Depuis quelques années, on en est conscient : nous vivons dans un monde "fini". Cela ne signifie pas un monde "foutu", mais un monde dont les ressources sont tout simplement limitées, et il se trouve que de nombreuses limites ont déjà été atteintes. Dans un monde fini, les uns s’enrichissent forcément au détriment des autres. Lorsque certains se goinfrent à s’en rendre malade, ailleurs, des millions crèvent de faim ; lorsque certains remplissent leurs piscines et arrosent leurs terrains de golf, ailleurs, des millions se déshydratent gravement et voient leurs terres s’assécher ; lorsque certains ne savent plus se passer de leur voiture et s’entassent dans les embouteillages, ailleurs, des millions deviennent des réfugiés climatiques ; lorsque certains vivent "confortablement" dans un quotidien géré par des équipements électriques, plus tard, des millions se retrouvent avec des fûts de déchets radioactifs enfouis sous leurs pieds... etc., etc.

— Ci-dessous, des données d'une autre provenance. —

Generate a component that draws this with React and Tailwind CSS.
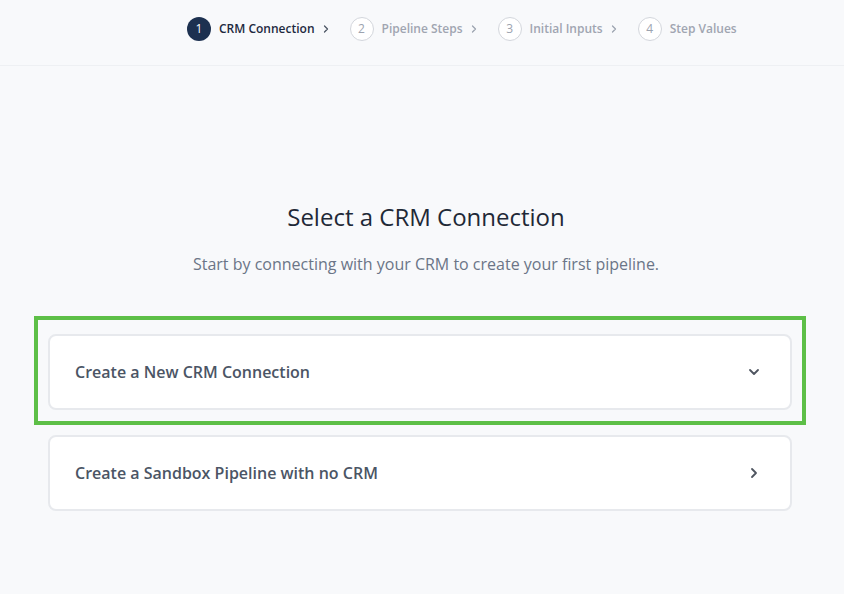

Mais, il ne faut pas croire qu’un équilibre s’instaure entre ceux qui surconsomment et ceux qui sont démunis. L’humanité consomme déjà 25 % de ressources naturelles de plus que ce que la Terre ne régénère, ce qui veut dire que nous consumons notre planète, un peu comme si elle était jetable.
Alors la relance tant espérée de la croissance économique en France sera faite au détriment de qui ? Du tiers-monde ? Des classes ouvrières ? Des pauvres ? De la biodiversité ? Des générations à venir ?
Quelle peut être la portée de mesures envisagées pour la protection de l’environnement lorsqu’elles découlent d’un consensus accompli pour ne pas froisser et encore moins pénaliser les pollueurs et les exploitants ? Aux mesures contraignantes ou fiscales proposées au Grenelle par les ONG, le Medef et des syndicats préfèrent entendre parler d’incitation, d’autorégulation et de restriction des taxes pour ne pas compromettre la productivité et la compétitivité des entreprises. En d’autres termes, le statu quo.
La notion d’écologie est en train d’être récupérée par un gouvernement qui agit avec un quinquennat pour horizon et qui compte stimuler encore davantage la concurrence du marché et le profit des plus "méritants" en imposant aux citoyens un rapport consumériste avec l’environnement. L’écologie est même portée au rang de "nouveau moteur pour la croissance". À aucun moment, la croissance n’est remise en cause.
Les écologistes sont souvent considérés comme étant "extrémistes", mais les voies empruntées par notre gouvernement, entre volontarisme économique et "greenwashing", témoignent d’un véritable intégrisme ultra-libéral qui ne peut trouver de justification dans un monde qui a tant besoin de volontarisme écologique et social.